WILKES-BARRE — For three years, King’s football coach Jeff Knarr didn’t have to worry about who was going to line up under center for his team. That job for the most part belonged to Zach Whitehead, who played in 27 games in that span.
Now playing professionally in Germany, Whitehead set several school records for the Monarchs and is big shoes to fill.
Combine Whitehead’s loss with the graduation of receiver Tyler Marroni – who also piled up multiple school records – and the Monarchs’ offense is in a position they haven’t been in in quite some time. After averaging 84 plays per game last year good for fourth in the country, Knarr finds himself looking for comparable play-makers, while tweaking the plays to work with the newcomers.
“There’s a lot of talent graduated with the offense.” Knarr said. “It’s gonna change a little bit because we’re gonna lead on the running backs where last year we were veteran and the quarterback was veteran.”
At QB, Gabe Boccello saw some snaps last year behind Whitehead, but not many, while Tommy Klock is a sophomore that transferred from Division II Millersville. It’s possible that Knarr also goes with a platoon situation for the first game to see how everything plays out. After the opener at Moravian on Saturday at 1 p.m., King’s has an early bye in Week 2, which could be a blessing in disguise to help sort out the position.
“There’s a definite chance they can split time because that might help them figure things out,” Knarr said. “In practice, they’re not getting hit. So when it starts for real, we’ll see how the kids respond to both of them.”
Marroni’s replacements have more experience as Tim Constantino and C.J. Curry have been part of the offense for the last three seasons and are familiar with schemes and routes, and are ready to step in.
“We’re young there, but Timmy played in all 10 games last year,” Knarr said.
Running backs Jordan Downes and Titus Nelson will likely be heavily relied upon in the offensive scheme. They both saw plenty of snaps last year in the balanced offense with the duo combining to rush for over 1,000 yards and more than 200 yards receiving.

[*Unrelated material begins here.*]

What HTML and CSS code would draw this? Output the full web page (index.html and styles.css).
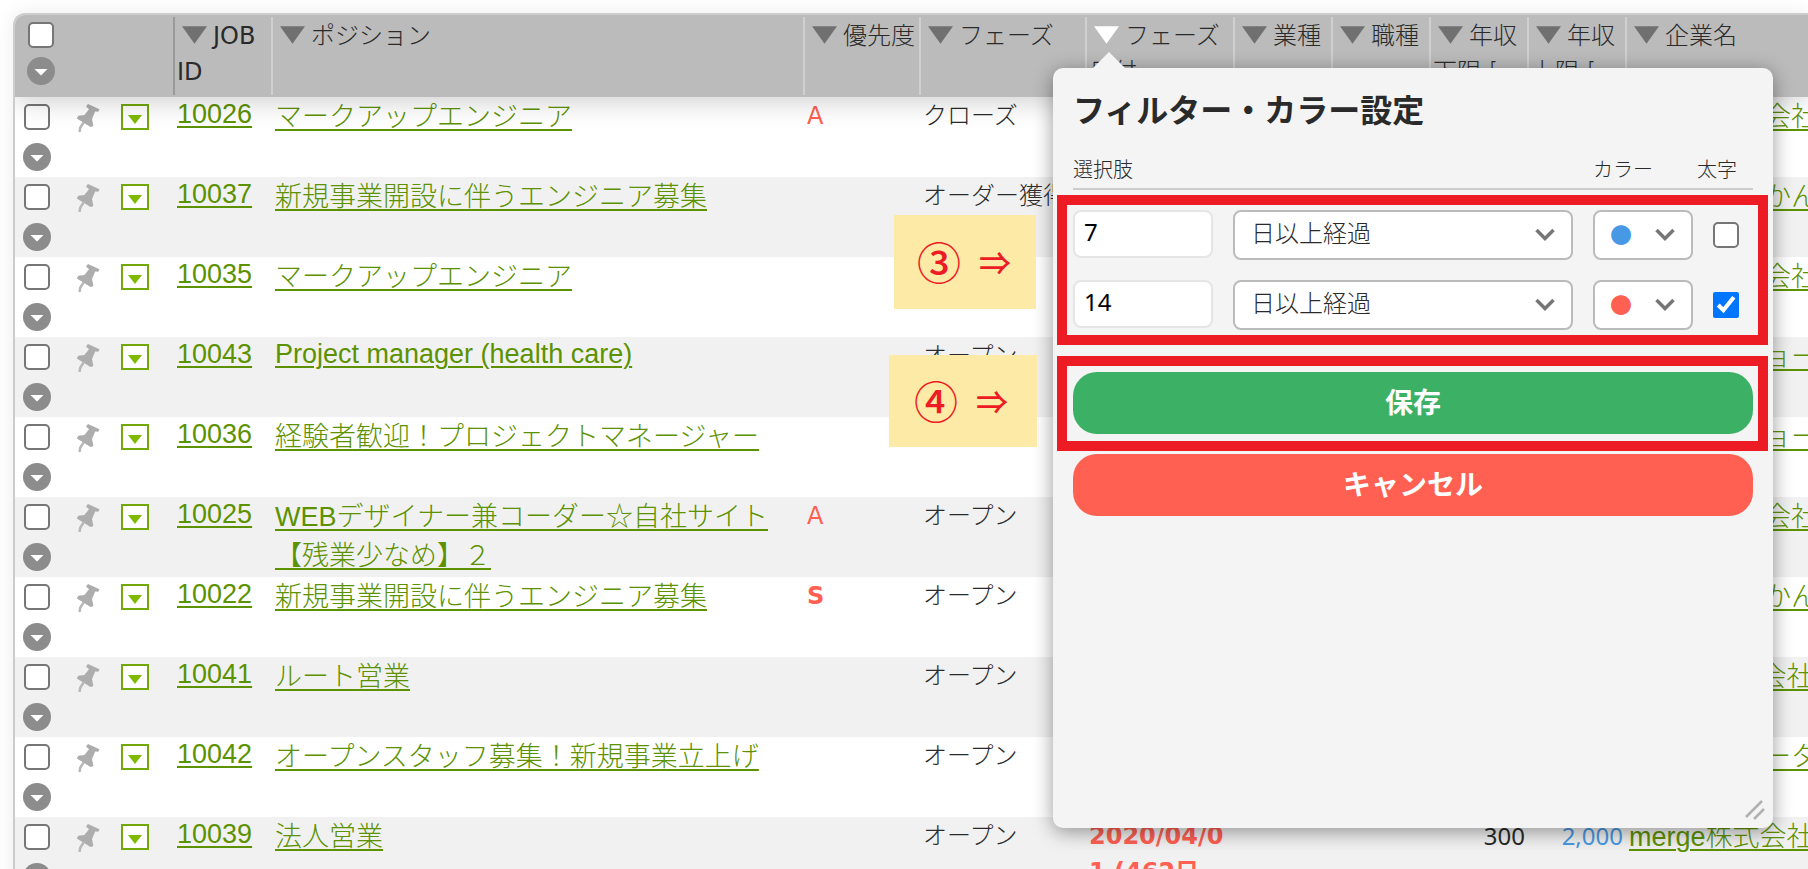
FILE: index.html
```html
<!DOCTYPE html>
<html lang="ja">
<head>
<meta charset="utf-8">
<title>JOB一覧</title>
<link rel="stylesheet" href="styles.css">
</head>
<body>
<svg class="symbols" aria-hidden="true">
  <symbol id="tri" viewBox="0 0 26 18"><path d="M0 0H26L13 18Z" fill="currentColor"/></symbol>
  <symbol id="circle" viewBox="0 0 28 28"><circle cx="14" cy="14" r="14" fill="#8c8c8c"/><path d="M7.500 12H20.500L14 18.500Z" fill="#fff"/></symbol>
  <symbol id="pin" viewBox="0 0 24 28"><path d="M12 0L23.500 5.200L22.300 7.800L19.200 7.600L16 15L17.400 22L14.600 23L.8 14.500L2.200 11.700L8.400 11L13 5.200L10 2.600Z" fill="#adadad"/><path d="M8 18L4.300 23.500L3.500 28" fill="none" stroke="#b8b8b8" stroke-width="2.500"/></symbol>
  <symbol id="drop" viewBox="0 0 14 9"><path d="M0 0H14L7 9Z" fill="#7fba00"/></symbol>
  <symbol id="chevron" viewBox="0 0 20 14"><path d="M1.500 2L10 10.500L18.500 2" fill="none" stroke="#767676" stroke-width="3.500"/></symbol>
</svg>
<main class="page">
  <div class="list">
    <table class="jobs">
      <colgroup>
        <col class="c-tools"><col class="c-narrow"><col class="c-title"><col class="c-priority"><col class="c-phase"><col class="c-date"><col class="c-narrow"><col class="c-narrow"><col class="c-narrow"><col class="c-narrow"><col>
      </colgroup>
      <thead>
        <tr>
          <th><div class="tools"><div class="pick"><input type="checkbox" aria-label="すべて選択"><button type="button" class="more" aria-label="一括操作"><svg><use href="#circle"/></svg></button></div></div></th>
          <th class="first"><div class="head"><button type="button" class="sort" aria-label="絞り込み"><svg><use href="#tri"/></svg></button>JOB ID</div></th>
          <th><div class="head"><button type="button" class="sort" aria-label="絞り込み"><svg><use href="#tri"/></svg></button>ポジション</div></th>
          <th><div class="head"><button type="button" class="sort" aria-label="絞り込み"><svg><use href="#tri"/></svg></button>優先度</div></th>
          <th><div class="head"><button type="button" class="sort" aria-label="絞り込み"><svg><use href="#tri"/></svg></button>フェーズ</div></th>
          <th><div class="head"><button type="button" class="sort active" aria-label="絞り込み"><svg><use href="#tri"/></svg></button>フェーズ日付</div></th>
          <th><div class="head"><button type="button" class="sort" aria-label="絞り込み"><svg><use href="#tri"/></svg></button>業種</div></th>
          <th><div class="head"><button type="button" class="sort" aria-label="絞り込み"><svg><use href="#tri"/></svg></button>職種</div></th>
          <th><div class="head"><button type="button" class="sort" aria-label="絞り込み"><svg><use href="#tri"/></svg></button>年収下限 [</div></th>
          <th><div class="head"><button type="button" class="sort" aria-label="絞り込み"><svg><use href="#tri"/></svg></button>年収上限 [</div></th>
          <th><div class="head"><button type="button" class="sort" aria-label="絞り込み"><svg><use href="#tri"/></svg></button>企業名</div></th>
        </tr>
      </thead>
      <tbody>
        <tr>
          <td><div class="tools"><div class="pick"><input type="checkbox" aria-label="10026を選択"><button type="button" class="more" aria-label="操作"><svg><use href="#circle"/></svg></button></div><button type="button" class="pin" aria-label="ピン留め"><svg><use href="#pin"/></svg></button><button type="button" class="drop" aria-label="メニュー"><svg><use href="#drop"/></svg></button></div></td>
          <td class="id"><a href="#10026">10026</a></td><td class="name"><a href="#10026">マークアップエンジニア</a></td><td class="red">A</td><td>クローズ</td><td></td><td></td><td></td><td></td><td></td><td class="name company"><a href="#c1">りんご株式会社</a></td>
        </tr>
        <tr>
          <td><div class="tools"><div class="pick"><input type="checkbox" aria-label="10037を選択"><button type="button" class="more" aria-label="操作"><svg><use href="#circle"/></svg></button></div><button type="button" class="pin" aria-label="ピン留め"><svg><use href="#pin"/></svg></button><button type="button" class="drop" aria-label="メニュー"><svg><use href="#drop"/></svg></button></div></td>
          <td class="id"><a href="#10037">10037</a></td><td class="name"><a href="#10037">新規事業開設に伴うエンジニア募集</a></td><td></td><td>オーダー獲得</td><td></td><td></td><td></td><td></td><td></td><td class="name company"><a href="#c2">株式会社みかん</a></td>
        </tr>
        <tr>
          <td><div class="tools"><div class="pick"><input type="checkbox" aria-label="10035を選択"><button type="button" class="more" aria-label="操作"><svg><use href="#circle"/></svg></button></div><button type="button" class="pin" aria-label="ピン留め"><svg><use href="#pin"/></svg></button><button type="button" class="drop" aria-label="メニュー"><svg><use href="#drop"/></svg></button></div></td>
          <td class="id"><a href="#10035">10035</a></td><td class="name"><a href="#10035">マークアップエンジニア</a></td><td></td><td></td><td></td><td></td><td></td><td></td><td></td><td class="name company"><a href="#c1">りんご株式会社</a></td>
        </tr>
        <tr>
          <td><div class="tools"><div class="pick"><input type="checkbox" aria-label="10043を選択"><button type="button" class="more" aria-label="操作"><svg><use href="#circle"/></svg></button></div><button type="button" class="pin" aria-label="ピン留め"><svg><use href="#pin"/></svg></button><button type="button" class="drop" aria-label="メニュー"><svg><use href="#drop"/></svg></button></div></td>
          <td class="id"><a href="#10043">10043</a></td><td class="name latin"><a href="#10043">Project manager (health care)</a></td><td></td><td>オープン</td><td></td><td></td><td></td><td></td><td></td><td class="name company"><a href="#c3">株式会社ショー</a></td>
        </tr>
        <tr>
          <td><div class="tools"><div class="pick"><input type="checkbox" aria-label="10036を選択"><button type="button" class="more" aria-label="操作"><svg><use href="#circle"/></svg></button></div><button type="button" class="pin" aria-label="ピン留め"><svg><use href="#pin"/></svg></button><button type="button" class="drop" aria-label="メニュー"><svg><use href="#drop"/></svg></button></div></td>
          <td class="id"><a href="#10036">10036</a></td><td class="name"><a href="#10036">経験者歓迎！プロジェクトマネージャー</a></td><td></td><td></td><td></td><td></td><td></td><td></td><td></td><td class="name company"><a href="#c3">株式会社ショー</a></td>
        </tr>
        <tr>
          <td><div class="tools"><div class="pick"><input type="checkbox" aria-label="10025を選択"><button type="button" class="more" aria-label="操作"><svg><use href="#circle"/></svg></button></div><button type="button" class="pin" aria-label="ピン留め"><svg><use href="#pin"/></svg></button><button type="button" class="drop" aria-label="メニュー"><svg><use href="#drop"/></svg></button></div></td>
          <td class="id"><a href="#10025">10025</a></td><td class="name"><a href="#10025">WEBデザイナー兼コーダー☆自社サイト<br>【残業少なめ】２</a></td><td class="red">A</td><td>オープン</td><td></td><td></td><td></td><td></td><td></td><td class="name company"><a href="#c1">りんご株式会社</a></td>
        </tr>
        <tr>
          <td><div class="tools"><div class="pick"><input type="checkbox" aria-label="10022を選択"><button type="button" class="more" aria-label="操作"><svg><use href="#circle"/></svg></button></div><button type="button" class="pin" aria-label="ピン留め"><svg><use href="#pin"/></svg></button><button type="button" class="drop" aria-label="メニュー"><svg><use href="#drop"/></svg></button></div></td>
          <td class="id"><a href="#10022">10022</a></td><td class="name"><a href="#10022">新規事業開設に伴うエンジニア募集</a></td><td class="red strong">S</td><td>オープン</td><td></td><td></td><td></td><td></td><td></td><td class="name company"><a href="#c2">株式会社みかん</a></td>
        </tr>
        <tr>
          <td><div class="tools"><div class="pick"><input type="checkbox" aria-label="10041を選択"><button type="button" class="more" aria-label="操作"><svg><use href="#circle"/></svg></button></div><button type="button" class="pin" aria-label="ピン留め"><svg><use href="#pin"/></svg></button><button type="button" class="drop" aria-label="メニュー"><svg><use href="#drop"/></svg></button></div></td>
          <td class="id"><a href="#10041">10041</a></td><td class="name"><a href="#10041">ルート営業</a></td><td></td><td>オープン</td><td></td><td></td><td></td><td></td><td></td><td class="name company"><a href="#c4">merge株式会社</a></td>
        </tr>
        <tr>
          <td><div class="tools"><div class="pick"><input type="checkbox" aria-label="10042を選択"><button type="button" class="more" aria-label="操作"><svg><use href="#circle"/></svg></button></div><button type="button" class="pin" aria-label="ピン留め"><svg><use href="#pin"/></svg></button><button type="button" class="drop" aria-label="メニュー"><svg><use href="#drop"/></svg></button></div></td>
          <td class="id"><a href="#10042">10042</a></td><td class="name"><a href="#10042">オープンスタッフ募集！新規事業立上げ</a></td><td></td><td>オープン</td><td></td><td></td><td></td><td></td><td></td><td class="name company"><a href="#c5">株式会社データ</a></td>
        </tr>
        <tr>
          <td><div class="tools"><div class="pick"><input type="checkbox" aria-label="10039を選択"><button type="button" class="more" aria-label="操作"><svg><use href="#circle"/></svg></button></div><button type="button" class="pin" aria-label="ピン留め"><svg><use href="#pin"/></svg></button><button type="button" class="drop" aria-label="メニュー"><svg><use href="#drop"/></svg></button></div></td>
          <td class="id"><a href="#10039">10039</a></td><td class="name"><a href="#10039">法人営業</a></td><td></td><td>オープン</td><td class="date">2020/04/01 (462日</td><td></td><td></td><td class="num">300</td><td class="num blue">2,000</td><td class="name company"><a href="#c4">merge株式会社</a></td>
        </tr>
      </tbody>
    </table>
  </div>

  <form class="popover" aria-labelledby="popover-title">
    <svg class="arrow" viewBox="0 0 32 16" aria-hidden="true"><path d="M0 16L16 0L32 16Z" fill="#f4f4f4"/></svg>
    <h2 id="popover-title" class="title">フィルター・カラー設定</h2>
    <div class="labels"><span>選択肢</span><span id="l-color">カラー</span><span id="l-bold">太字</span></div>
    <div class="rules framed">
      <div class="rule">
        <input class="days" type="text" value="7" aria-label="日数">
        <div class="select"><select aria-label="条件"><option>日以上経過</option></select><svg><use href="#chevron"/></svg></div>
        <div class="select color"><select class="blue" aria-labelledby="l-color"><option>●</option></select><svg><use href="#chevron"/></svg></div>
        <input type="checkbox" aria-labelledby="l-bold">
      </div>
      <div class="rule">
        <input class="days" type="text" value="14" aria-label="日数">
        <div class="select"><select aria-label="条件"><option>日以上経過</option></select><svg><use href="#chevron"/></svg></div>
        <div class="select color"><select class="red" aria-labelledby="l-color"><option>●</option></select><svg><use href="#chevron"/></svg></div>
        <input type="checkbox" aria-labelledby="l-bold" checked>
      </div>
    </div>
    <div class="save-area framed"><button type="submit" class="btn save">保存</button></div>
    <button type="button" class="btn cancel">キャンセル</button>
    <svg class="grip" viewBox="0 0 20 20" aria-hidden="true"><path d="M1 17L17 1M9 19L19 9" stroke="#b0b0b0" stroke-width="2.500"/></svg>
  </form>

  <div class="note note-3"><span class="step">③</span><span>⇒</span></div>
  <div class="note note-4"><span class="step">④</span><span>⇒</span></div>
</main>
</body>
</html>
```
FILE: styles.css
```css
* {
  box-sizing: border-box;
}

body {
  margin: 0;
  height: 100vh;
  overflow: hidden;
  background: #fff;
  color: #2a2a2a;
  font-family: "DejaVu Sans", "Noto Sans CJK JP", sans-serif;
  font-weight: 300;
  font-size: 24px;
  line-height: 36px;
}

button,
input,
select {
  margin: 0;
  font: inherit;
}

button {
  display: block;
  padding: 0;
  border: 0;
  background: none;
  cursor: pointer;
}

svg {
  display: block;
}

input[type="checkbox"] {
  width: 26px;
  height: 26px;
}

input[type="checkbox"]:not(:checked) {
  border: 2px solid #767676;
  border-radius: 5px;
  background: #fff;
  appearance: none;
}

.symbols {
  position: absolute;
  width: 0;
  height: 0;
}

.page {
  position: relative;
  height: 100%;
  padding: 13px 0 0 13px;
  overflow: hidden;
}

.list {
  overflow: hidden;
  border: 2px solid #ccc;
  border-width: 2px 0 0 2px;
  border-top-left-radius: 12px;
  box-shadow: 0 0 20px rgba(0, 0, 0, 0.08);
}

.jobs {
  width: 100%;
  min-width: 1793px;
  table-layout: fixed;
  border-collapse: separate;
  border-spacing: 0;
}

.c-tools { width: 158px; }
.c-narrow { width: 98px; }
.c-title { width: 532px; }
.c-priority { width: 116px; }
.c-phase { width: 166px; }
.c-date { width: 148px; }

thead {
  position: relative;
  z-index: 1;
  background: #bbb;
  box-shadow: 0 4px 28px rgba(0, 0, 0, 0.2);
}

th {
  height: 82px;
  padding: 2px 0;
  vertical-align: top;
  text-align: left;
  font-weight: 300;
}

th.first {
  font-weight: 400;
}

.head {
  height: 78px;
  padding: 1px 0 0 2px;
  border-left: 2px solid #d0d0d0;
  overflow: hidden;
}

.first .head {
  border-color: #999;
}

.sort {
  display: inline-block;
  margin: 0 6px 0 5px;
  color: #707070;
}

.sort svg {
  width: 25px;
  height: 18px;
}

.sort.active {
  color: #fff;
}

td {
  height: 80px;
  padding: 1px 0 0 4px;
  vertical-align: top;
  white-space: nowrap;
}

tbody tr:nth-child(even) {
  background: #f1f1f1;
}

.tools {
  display: flex;
  padding: 6px 0 0 4px;
}

th .tools {
  padding: 5px 0 0 12px;
}

.pick {
  display: flex;
  flex-direction: column;
  align-items: center;
  gap: 13px;
  width: 28px;
}

th .pick {
  gap: 9px;
}

.more svg {
  width: 28px;
  height: 28px;
}

.pin {
  align-self: flex-start;
  margin-left: 25px;
}

.pin svg {
  width: 24px;
  height: 28px;
  overflow: visible;
}

.drop {
  display: flex;
  align-items: center;
  justify-content: center;
  width: 28px;
  height: 26px;
  margin-left: 21px;
  padding-top: 4px;
  border: 2px solid #72a80a;
  background: #fff;
}

.drop svg {
  width: 14px;
  height: 9px;
}

a {
  color: #5c9200;
  text-decoration: underline;
  text-decoration-thickness: 2px;
  text-underline-offset: 3px;
}

.id,
.name {
  font-family: "Liberation Sans", "Noto Sans CJK JP", sans-serif;
  font-size: 27px;
  line-height: 40px;
}

.name {
  line-height: 39px;
}

.id,
.latin {
  line-height: 32px;
}

.company {
  overflow: hidden;
}

.red {
  color: #ff6052;
  font-weight: 400;
}

.blue {
  color: #4899e5;
}

.strong {
  font-weight: 700;
}

.date {
  color: #ff6052;
  font-weight: 700;
  white-space: normal;
  word-break: break-all;
}

.num {
  padding-right: 2px;
  font-family: "Noto Sans", sans-serif;
  font-weight: 400;
  text-align: right;
}

.popover {
  position: absolute;
  z-index: 2;
  top: 68px;
  left: 1053px;
  width: 720px;
  height: 760px;
  padding: 20px;
  border-radius: 10px;
  background: #f4f4f4;
  box-shadow: 0 4px 20px rgba(0, 0, 0, 0.4);
}

.arrow {
  position: absolute;
  top: -16px;
  left: 40px;
  width: 32px;
  height: 16px;
}

.title {
  margin: 0;
  font-family: "Noto Sans CJK JP", sans-serif;
  font-size: 32px;
  font-weight: 700;
  line-height: 40px;
}

.labels {
  display: grid;
  grid-template-columns: 1fr 104px 56px;
  margin: 26px 0 20px;
  padding: 1px 0 3px;
  border-bottom: 2px solid #ccc;
  font-size: 20px;
  line-height: 30px;
}

.framed {
  position: relative;
}

.framed::after {
  content: "";
  position: absolute;
  inset: -15px -15px -15px -16px;
  border: 10px solid #ed1c24;
  pointer-events: none;
}

.rules {
  display: grid;
  gap: 20px;
}

.rule {
  display: grid;
  grid-template-columns: 140px 1fr 100px 40px;
  gap: 20px;
  align-items: center;
}

.days {
  align-self: start;
  width: 100%;
  height: 48px;
  padding: 0 9px 6px;
  border: 2px solid #e5e5e5;
  border-radius: 8px;
  background: #fff;
  color: #000;
  font-family: "Noto Sans", sans-serif;
  font-weight: 400;
}

.select {
  position: relative;
}

.select select {
  display: block;
  width: 100%;
  height: 50px;
  padding: 0 16px 2px;
  border: 2px solid #bbb;
  border-radius: 8px;
  background: #fff;
  color: #2a2a2a;
  appearance: none;
}

.select .blue {
  color: #4899e5;
}

.select .red {
  color: #ff6052;
}

.color select {
  padding: 0 15px 4px;
  font-family: "Noto Sans CJK JP", sans-serif;
  font-size: 22px;
}

.select svg {
  position: absolute;
  top: 18px;
  right: 18px;
  width: 20px;
  height: 14px;
  pointer-events: none;
}

.save-area {
  margin: 42px 0 20px;
}

.save-area::after {
  inset: -16px -15px -17px -16px;
}

.btn {
  width: 100%;
  height: 62px;
  padding-bottom: 5px;
  border-radius: 24px;
  color: #fff;
  font-family: "Noto Sans CJK JP", sans-serif;
  font-size: 28px;
  font-weight: 700;
  line-height: 40px;
}

.save {
  background: #3cb166;
}

.cancel {
  background: #ff6052;
}

.grip {
  position: absolute;
  right: 8px;
  bottom: 8px;
  width: 20px;
  height: 20px;
}

.note {
  position: absolute;
  z-index: 3;
  display: flex;
  align-items: center;
  gap: 18px;
  padding: 0 0 2px 23px;
  background: #fdeaa6;
  color: #ed1c24;
  font-family: "Noto Sans CJK JP", sans-serif;
  font-size: 32px;
  font-weight: 500;
}

.step {
  font-size: 44px;
}

.note-3 {
  top: 215px;
  left: 894px;
  width: 142px;
  height: 94px;
}

.note-4 {
  top: 355px;
  left: 889px;
  width: 148px;
  height: 92px;
  padding-left: 25px;
}
```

“We’re going to get both of those guys involved in the pass game,” Knarr said about his experienced backfield. “Everyone thinks we throw the ball all over the yard, and we do, but…we were still kinda balanced. We’re going to find ways to get Jordan and Titus involved in the offense around other things. We always try to balance running and throwing.”
With just four returning starters on offense, it may seem like that unit will be the most inexperienced. But on defense, the Monarchs lost eight key starters, including all four defensive lineman starters from a year ago. It’s not a total rebuild, but it can certainly be a learning experience for the defense, which returns just three starters from a year ago.
Leading the way on defense is Old Forge product Mando Sallavanti at linebacker.
“We may start seven sophomores on defense. Young is what we are, that’s for sure,” Knarr added. “It’s a little bit wait-and-see because there’s many unknowns. … Pressure-based we’re still looking to apply pressure, we’re just trying to figure out who and how.”
The Monarchs also lost their dependable place kicker in Mike Tumminello, who appeared in 15 games over the last four years and was one of the more accurate kickers in the MAC last season. Knarr will lean on a freshman kicker in either Kenny Macko, a Meyers grad, or Jack Barreras.
In what can be a rebuilding year after finishing 5-5 last year, Knarr’s team has a favorable schedule early on. After the bye in Week 2, they take on Hartwick, one of four teams on the schedule that finished under .500 last year. Add in the first-year Alvernia program and the Monarchs could be in position for a repeat performance from 2017.